Exercise instructions
Set out each line from the following listing that includes the word "styles".

Information provided
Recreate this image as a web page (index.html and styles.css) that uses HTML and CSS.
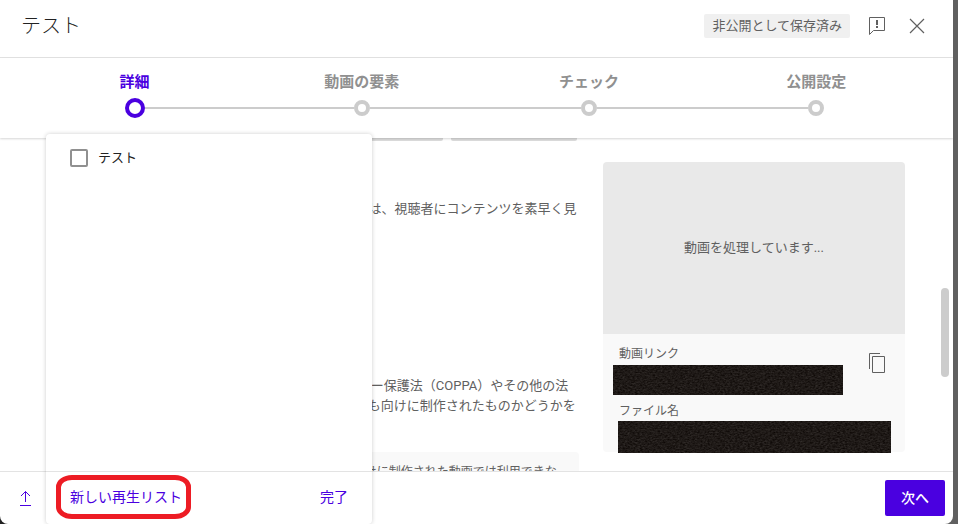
FILE: index.html
```html
<!DOCTYPE html>
<html lang="ja">
<head>
  <meta charset="UTF-8" />
  <meta name="viewport" content="width=device-width, initial-scale=1" />
  <title>テスト</title>
  <link rel="stylesheet" href="styles.css">
</head>
<body>
  <div class="dialog">
    <header class="header">
      <h1>テスト</h1>
      <span class="saved">非公開として保存済み</span>
      <button class="icon-button" aria-label="フィードバック">
        <svg width="18" height="20" viewBox="0 0 18 20" fill="none" stroke="#606060">
          <path d="M1.5 18.5V1.5h15v13h-11z" />
          <path d="M9 4v5M9 10v2" stroke-width="2" />
        </svg>
      </button>
      <button class="icon-button" aria-label="閉じる">
        <svg width="16" height="16" viewBox="0 0 16 16" stroke="#606060" stroke-width="1.2">
          <path d="M1 1l14 14M15 1L1 15" />
        </svg>
      </button>
    </header>

    <nav class="stepper">
      <button class="step active">詳細<span class="track"><span class="dot"></span></span></button>
      <button class="step">動画の要素<span class="track"><span class="dot"></span></span></button>
      <button class="step">チェック<span class="track"><span class="dot"></span></span></button>
      <button class="step">公開設定<span class="track"><span class="dot"></span></span></button>
    </nav>

    <main class="content">
      <div class="details">
        <div class="thumbs">
          <span></span><span></span><span></span>
        </div>
        <p class="playlist-help">動画を 1 つ以上の再生リストに入れます。再生リストは、視聴者にコンテンツを素早く見つけてもらうのに役立ちます。</p>
        <p class="audience-help">自身の住所にかかわらず、児童オンライン プライバシー保護法（COPPA）やその他の法令を守ることが法律上の義務です。自分の動画が子ども向けに制作されたものかどうかを申告する必要があります。</p>
        <p class="notice">パーソナライズド広告や通知などの機能は、子ども向けに制作された動画では利用できなくなります。</p>
      </div>

      <aside class="preview">
        <div class="video">動画を処理しています...</div>
        <div class="info">
          <div class="fields">
            <span class="label">動画リンク</span>
            <svg class="link-mask"><rect width="100%" height="100%" filter="url(#grain)" /></svg>
            <span class="label">ファイル名</span>
            <svg class="file-mask"><rect width="100%" height="100%" filter="url(#grain)" /></svg>
          </div>
          <button class="copy" aria-label="動画リンクをコピー">
            <svg width="18" height="22" viewBox="0 0 18 22" fill="none" stroke="#606060">
              <path d="M1.5 17V1.5H12" />
              <path d="M4.5 4.5h12v16h-12z" />
            </svg>
          </button>
        </div>
      </aside>
      <div class="scrollbar"></div>
    </main>

    <footer class="footer">
      <svg width="12" height="16" viewBox="0 0 12 16" fill="none" stroke="#4a00e0">
        <path d="M5.5 12V1.5M1 6l4.5-4.5L10 6M0 15.5h11" />
      </svg>
      <button class="next">次へ</button>
    </footer>

    <div class="playlist-menu">
      <div class="options">
        <label class="option"><input type="checkbox">テスト</label>
      </div>
      <div class="actions">
        <button class="new-playlist">新しい再生リスト</button>
        <button>完了</button>
      </div>
    </div>
  </div>

  <svg class="defs">
    <filter id="grain" x="0" y="0" width="100%" height="100%" color-interpolation-filters="sRGB">
      <feTurbulence type="fractalNoise" baseFrequency="0.4 0.7" numOctaves="3" />
      <feColorMatrix values="0.2 0 0 0 0.02  0.2 0 0 0 0  0.2 0 0 0 -0.01  0 0 0 0 1" />
    </filter>
  </svg>
</body>
</html>
```

FILE: styles.css
```css
* {
  box-sizing: border-box;
}
body {
  margin: 0;
  background: linear-gradient(to right, #222 50%, #606060 50%);
  color: #606060;
  font-family: Roboto, 'Noto Sans CJK JP', sans-serif;
  font-size: 13px;
  line-height: 20px;
}
h1, p {
  margin: 0;
}
button {
  padding: 0;
  border: 0;
  background: none;
  color: inherit;
  font: inherit;
  cursor: pointer;
}
svg {
  display: block;
}
.dialog {
  position: relative;
  display: flex;
  flex-direction: column;
  height: 100vh;
  margin-right: 5px;
  background: #fff;
  border-radius: 0 0 8px 8px;
  overflow: hidden;
}

.header {
  display: flex;
  align-items: center;
  padding: 8px 28px 13px 21px;
  border-bottom: 1px solid #e3e3e3;
}
.header h1 {
  flex: 1;
  color: #222;
  font-size: 20px;
  font-weight: 300;
  line-height: 36px;
}
.saved {
  padding: 2px 8px;
  background: #f0f0f0;
  border-radius: 2px;
}
.icon-button {
  margin-left: 18px;
}
.icon-button + .icon-button {
  margin-left: 23px;
}

.stepper {
  z-index: 1;
  display: grid;
  grid-template-columns: repeat(4, 1fr);
  padding: 14px 23px 20px 21px;
  background: #fff;
  box-shadow: 0 1px 2px rgba(0, 0, 0, 0.16);
}
.step {
  display: flex;
  flex-direction: column;
  align-items: center;
  gap: 6px;
  color: #909090;
  font-size: 15px;
  font-weight: 700;
  line-height: 20px;
}
.track {
  display: flex;
  align-items: center;
  width: 100%;
  height: 20px;
}
.track::before, .track::after {
  content: "";
  flex: 1;
  height: 2px;
  background: #ccc;
}
.step:first-child .track::before, .step:last-child .track::after {
  background: none;
}
.dot {
  width: 16px;
  height: 16px;
  border: 4px solid #ccc;
  border-radius: 50%;
}
.step.active {
  color: #4a00e0;
}
.active .dot {
  width: 20px;
  height: 20px;
  border-color: #4a00e0;
}

.content {
  position: relative;
  display: flex;
  flex: 1;
  gap: 24px;
  min-height: 0;
  padding: 0 48px 0 57px;
  overflow: hidden;
}
.details {
  flex: 1;
}
.thumbs {
  display: flex;
  justify-content: flex-end;
  gap: 8px;
  padding-right: 2px;
}
.thumbs span {
  width: 126px;
  height: 3px;
  background: #dcdcdc;
  border-radius: 0 0 2px 2px;
}
.playlist-help {
  margin-top: 58px;
}
.audience-help {
  margin-top: 137px;
}
.notice {
  margin-top: 16px;
  padding: 12px 16px 12px 20px;
  background: #f9f9f9;
  border-radius: 4px;
  font-size: 12px;
  line-height: 16px;
}

.preview {
  flex: 0 0 302px;
  margin-top: 24px;
}
.video {
  display: flex;
  align-items: center;
  justify-content: center;
  height: 172px;
  background: #e9e9e9;
  border-radius: 4px 4px 0 0;
}
.info {
  display: flex;
  justify-content: space-between;
  height: 118px;
  padding: 12px 19px 0 10px;
  background: #f9f9f9;
  border-radius: 0 0 4px 4px;
}
.fields {
  flex: 1;
  width: 0;
}
.label {
  display: block;
  padding-left: 6px;
  font-size: 12px;
  line-height: 16px;
}
.link-mask {
  width: 230px;
  height: 30px;
  margin: 3px 0 8px;
}
.file-mask {
  width: 273px;
  height: 32px;
  margin: 2px 0 0 5px;
}
.copy {
  align-self: flex-start;
  margin-top: 6px;
}
.scrollbar {
  position: absolute;
  top: 150px;
  right: 4px;
  width: 8px;
  height: 89px;
  background: #ccc;
  border-radius: 4px;
}

.footer {
  display: flex;
  align-items: center;
  justify-content: space-between;
  padding: 8px 8px 8px 20px;
  border-top: 1px solid #e3e3e3;
}
.next {
  width: 60px;
  height: 36px;
  background: #4a00e0;
  border-radius: 2px;
  color: #fff;
  font-size: 14px;
  font-weight: 500;
}

.playlist-menu {
  position: absolute;
  z-index: 2;
  top: 134px;
  bottom: 0;
  left: 46px;
  display: flex;
  flex-direction: column;
  width: 326px;
  background: #fff;
  border-radius: 4px;
  box-shadow: 0 0 4px rgba(0, 0, 0, 0.2);
}
.options {
  flex: 1;
  padding: 14px 24px;
}
.option {
  display: flex;
  align-items: center;
  gap: 10px;
  color: #222;
}
.option input {
  appearance: none;
  width: 18px;
  height: 18px;
  margin: 0;
  border: 2px solid #909090;
  border-radius: 2px;
}
.actions {
  display: flex;
  align-items: center;
  justify-content: space-between;
  padding: 3px 24px 5px 10px;
  border-top: 1px solid #e3e3e3;
  color: #4a00e0;
  font-size: 14px;
}
.new-playlist {
  width: 135px;
  height: 44px;
  padding-left: 9px;
  border: 5px solid #ed1c24;
  border-radius: 16px / 12px;
  text-align: left;
  white-space: nowrap;
}

.defs {
  position: absolute;
  width: 0;
  height: 0;
}
```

Response below
Recreate this image as a web page (index.html and styles.css) that uses HTML and CSS.
  <link rel="stylesheet" href="styles.css">
FILE: styles.css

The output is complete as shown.